In response to the presentations, a parliamentarian said he was concerned at how the European Commission was overloading the WTO agenda and system. The Uruguay Round promises made by developed countries to developing countries were not kept, the Singapore issues went beyond the mandate of the WTO and are generating new risks for developing countries.
Another parliamentarian said she was concerned that the process of decision-making at WTO Ministerial Conferences was not fair or transparent, as she had personally witnessed at Doha. She asked what would happen in Cancun if the developing countries could participate more fairly in the decision making?
Khor replied that he believed most developing countries were either opposed to or not prepared to begin negotiations.
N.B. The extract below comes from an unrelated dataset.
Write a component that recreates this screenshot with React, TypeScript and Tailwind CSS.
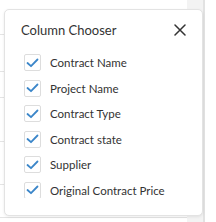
import React from "react";

const items = [
  "Contract Name",
  "Project Name",
  "Contract Type",
  "Contract state",
  "Supplier",
  "Original Contract Price",
];

const rowHeights = ["h-[35px]", "h-[37px]", "h-[26px]", "h-[44px]", "h-[43px]", "h-[33px]"];

function Check() {
  return (
    <span className="flex h-[17px] w-[17px] shrink-0 items-center justify-center rounded-[2px] border border-[#dddddd] bg-white">
      <svg width="13" height="10" viewBox="0 0 13 10" fill="none">
        <path d="M1.5 5 L5 8.2 L11.5 1.5" stroke="#3b86c9" strokeWidth="1.8" strokeLinecap="round" strokeLinejoin="round" />
      </svg>
    </span>
  );
}

export default function App() {
  return (
    <div className="relative h-[222px] w-[216px] overflow-hidden bg-white" style={{ fontFamily: 'Lato, "Open Sans", sans-serif' }}>
      {/* page behind the popup */}
      <div className="flex h-full w-full">
        <div className="flex w-[187px] flex-col">
          {rowHeights.map((h, i) => (
            <div key={i} className={`${h} shrink-0 border-b border-[#e4e4e4]`} />
          ))}
        </div>
        <div className="w-[16px] bg-[#f3f3f3]" />
        <div className="w-[2px] bg-[#e2e2e2]" />
        <div className="flex-1" />
      </div>

      {/* popup overlay */}
      <div className="absolute left-[4px] top-[9px] flex h-[207px] w-[199px] flex-col rounded-[5px] border border-[#e3e3e3] bg-white shadow-[0_1px_3px_rgba(0,0,0,0.08)]">
        <div className="mt-[8px] flex h-[24px] items-center justify-between pl-[16px] pr-[16px]">
          <span className="text-[13px] leading-none text-[#333333]">Column Chooser</span>
          <svg width="12" height="12" viewBox="0 0 12 12">
            <path d="M1 1 L11 11 M11 1 L1 11" stroke="#333333" strokeWidth="1.5" strokeLinecap="round" />
          </svg>
        </div>
        <div className="mt-[8px] h-[148px] overflow-hidden pl-[19px]">
          <div className="flex flex-col">
            {items.map((t) => (
              <div key={t} className="flex h-[25.5px] items-center gap-[9px]">
                <Check />
                <span className="text-[11.5px] leading-none text-[#333333]">{t}</span>
              </div>
            ))}
          </div>
        </div>
      </div>
    </div>
  );
}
This is evident from the position taken at the LDC Trade Ministers’ Conference earlier this month, that the LDCs were not able to take part effectively in the discussions so far, and that further discussion is necessary on the Singapore issues.
He said that developing countries were upset at the lack of transparency and procedures at Ministerial Conferences, and a large number of them had proposed some simple and basic rules, for instance that proposals made by them should be included in drafts of declarations or decisions, that all Ministers or delegations be allowed to attend meetings, and that any proposal to extend the Conference should be put to all members.
However even such simple procedures had not been accepted by the developed countries, he said. This was a sign that they wanted the flexibility to use unfair tactics and procedures and thus to have their way at the forthcoming Ministerial Conference at the expense of those countries that do not agree with their views.
Unless these undemocratic and untransparent methods of running meetings and making decisions were reformed, any decisions taken to negotiate the Singapore issues would lack public legitimacy, he concluded.